Hi. I am trying to run an AWS Glue job where I transfer data from S3 to Amazon Redshift. However, I am receiving the following error:
Error Category: UNCLASSIFIED_ERROR; An error occurred while calling o107.pyWriteDynamicFrame. Exception thrown in awaitResult:
I'm really not sure where to begin to try to resolve this error.

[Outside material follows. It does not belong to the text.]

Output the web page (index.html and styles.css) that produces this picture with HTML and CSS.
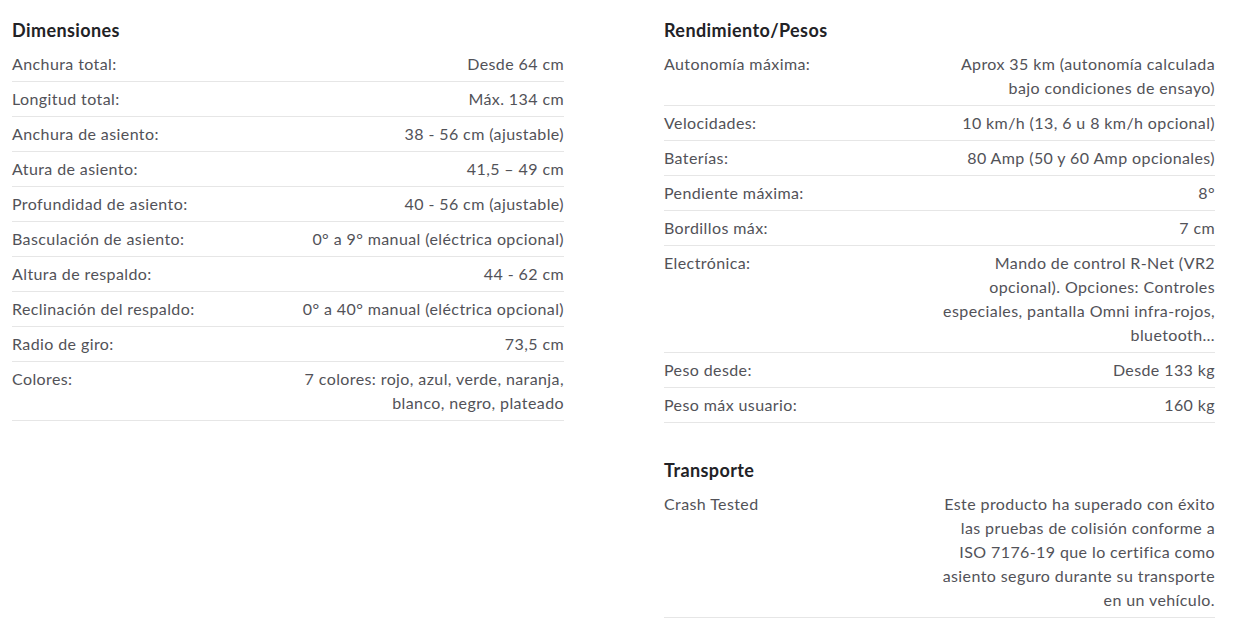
FILE: index.html
```html
<!DOCTYPE html>
<html lang="es">
<head>
<meta charset="utf-8">
<title>Especificaciones</title>
<link rel="stylesheet" href="styles.css">
</head>
<body>
<div class="specs">
  <div class="col">
    <section class="group">
      <h3 class="group-title">Dimensiones</h3>
      <div class="row"><div class="label">Anchura total:</div><div class="value">Desde 64 cm</div></div>
      <div class="row"><div class="label">Longitud total:</div><div class="value">Máx. 134 cm</div></div>
      <div class="row"><div class="label">Anchura de asiento:</div><div class="value">38 - 56 cm (ajustable)</div></div>
      <div class="row"><div class="label">Atura de asiento:</div><div class="value">41,5 – 49 cm</div></div>
      <div class="row"><div class="label">Profundidad de asiento:</div><div class="value">40 - 56 cm (ajustable)</div></div>
      <div class="row"><div class="label">Basculación de asiento:</div><div class="value">0° a 9° manual (eléctrica opcional)</div></div>
      <div class="row"><div class="label">Altura de respaldo:</div><div class="value">44 - 62 cm</div></div>
      <div class="row"><div class="label">Reclinación del respaldo:</div><div class="value">0° a 40° manual (eléctrica opcional)</div></div>
      <div class="row"><div class="label">Radio de giro:</div><div class="value">73,5 cm</div></div>
      <div class="row"><div class="label">Colores:</div><div class="value">7 colores: rojo, azul, verde, naranja, blanco, negro, plateado</div></div>
    </section>
  </div>
  <div class="col">
    <section class="group">
      <h3 class="group-title">Rendimiento/Pesos</h3>
      <div class="row"><div class="label">Autonomía máxima:</div><div class="value">Aprox 35 km (autonomía calculada bajo condiciones de ensayo)</div></div>
      <div class="row"><div class="label">Velocidades:</div><div class="value">10 km/h (13, 6 u 8 km/h opcional)</div></div>
      <div class="row"><div class="label">Baterías:</div><div class="value">80 Amp (50 y 60 Amp opcionales)</div></div>
      <div class="row"><div class="label">Pendiente máxima:</div><div class="value">8°</div></div>
      <div class="row"><div class="label">Bordillos máx:</div><div class="value">7 cm</div></div>
      <div class="row"><div class="label">Electrónica:</div><div class="value">Mando de control R-Net (VR2 opcional). Opciones: Controles especiales, pantalla Omni infra-rojos, bluetooth…</div></div>
      <div class="row"><div class="label">Peso desde:</div><div class="value">Desde 133 kg</div></div>
      <div class="row"><div class="label">Peso máx usuario:</div><div class="value">160 kg</div></div>
    </section>
    <section class="group">
      <h3 class="group-title">Transporte</h3>
      <div class="row"><div class="label">Crash Tested</div><div class="value">Este producto ha superado con éxito las pruebas de colisión conforme a ISO 7176-19 que lo certifica como asiento seguro durante su transporte en un vehículo.</div></div>
    </section>
  </div>
</div>
</body>
</html>
```
FILE: styles.css
```css
html, body {
  margin: 0;
  padding: 0;
  background: #ffffff;
}
body {
  font-family: Lato, "Open Sans", Arial, sans-serif;
  font-size: 16px;
  letter-spacing: 0.4px;
  line-height: 24px;
  color: #525258;
}
.specs {
  display: grid;
  grid-template-columns: 552px 551px;
  column-gap: 100px;
  padding: 18px 12px 0 12px;
}
.group + .group {
  margin-top: 35px;
}
.group-title {
  margin: 0 0 5px 0;
  font-size: 18px;
  line-height: 24px;
  font-weight: 700;
  color: #222226;
}
.row {
  display: grid;
  grid-template-columns: 1fr 1fr;
  padding: 5px 0;
  border-bottom: 1px solid #e6e6e6;
}
.value {
  text-align: right;
}
```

Here is the script for the Glue job that I am trying to run:
import sys
from awsglue.transforms import *
from awsglue.utils import getResolvedOptions
from pyspark.context import SparkContext
from awsglue.context import GlueContext
from awsglue.job import Job
from awsglue import DynamicFrame
args = getResolvedOptions(sys.argv, ["JOB_NAME"])
sc = SparkContext()
glueContext = GlueContext(sc)
spark = glueContext.spark_session
job = Job(glueContext)
job.init(args["JOB_NAME"], args)
# Script generated for node Amazon S3
AmazonS3_node1704977097218 = glueContext.create_dynamic_frame.from_options(
format_options={"quoteChar": '"', "withHeader": True, "separator": ","},
connection_type="s3",
format="csv",
connection_options={"paths": ["s3://smedia-data-raw-dev/google/"], "recurse": True},
transformation_ctx="AmazonS3_node1704977097218",
)
# Script generated for node Amazon Redshift
AmazonRedshift_node1704977113638 = glueContext.write_dynamic_frame.from_options(
frame=AmazonS3_node1704977097218,
connection_type="redshift",
connection_options={
"redshiftTmpDir": "s3://aws-glue-assets-191965435652-us-east-1/temporary/",
"useConnectionProperties": "true",
"dbtable": "public.google_test",
"connectionName": "Redshift connection",
"preactions": "DROP TABLE IF EXISTS public.google_test; CREATE TABLE IF NOT EXISTS public.google_test (resourcename VARCHAR, status VARCHAR, basecampaign VARCHAR, name VARCHAR, id VARCHAR, campaignbudget VARCHAR, startdate VARCHAR, enddate VARCHAR, adservingoptimizationstatus VARCHAR, advertisingchanneltype VARCHAR, advertisingchannelsubtype VARCHAR, experimenttype VARCHAR, servingstatus VARCHAR, biddingstrategytype VARCHAR, domainname VARCHAR, languagecode VARCHAR, usesuppliedurlsonly VARCHAR, positivegeotargettype VARCHAR, negativegeotargettype VARCHAR, paymentmode VARCHAR, optimizationgoaltypes VARCHAR, date VARCHAR, averagecost VARCHAR, clicks VARCHAR, costmicros VARCHAR, impressions VARCHAR, useaudiencegrouped VARCHAR, activeviewmeasurablecostmicros VARCHAR, costperallconversions VARCHAR, costperconversion VARCHAR, invalidclicks VARCHAR, publisherpurchasedclicks VARCHAR, averagepageviews VARCHAR, videoviews VARCHAR, allconversionsbyconversiondate VARCHAR, allconversionsvaluebyconversiondate VARCHAR, conversionsbyconversiondate VARCHAR, conversionsvaluebyconversiondate VARCHAR, valueperallconversionsbyconversiondate VARCHAR, valueperconversionsbyconversiondate VARCHAR, allconversions VARCHAR, absolutetopimpressionpercentage VARCHAR, searchabsolutetopimpressionshare VARCHAR, averagecpc VARCHAR, searchimpressionshare VARCHAR, searchtopimpressionshare VARCHAR, activeviewctr VARCHAR, ctr VARCHAR, relativectr VARCHAR);",
},
transformation_ctx="AmazonRedshift_node1704977113638",
)
job.commit()
Any help on what I can do to resolve this issue would be greatly appreciated. Thank you!
Hi. Thank you for your response.
I checked the logs but couldn't find any errors around the error I was getting. I couldn't even find the specific error I was getting. Also, I'm using dBeaver to connect to my Redshift cluster, and queried
stl_load_errors
, but I am getting zero results. Maybe I am doing something wrong. Do you have any suggestions?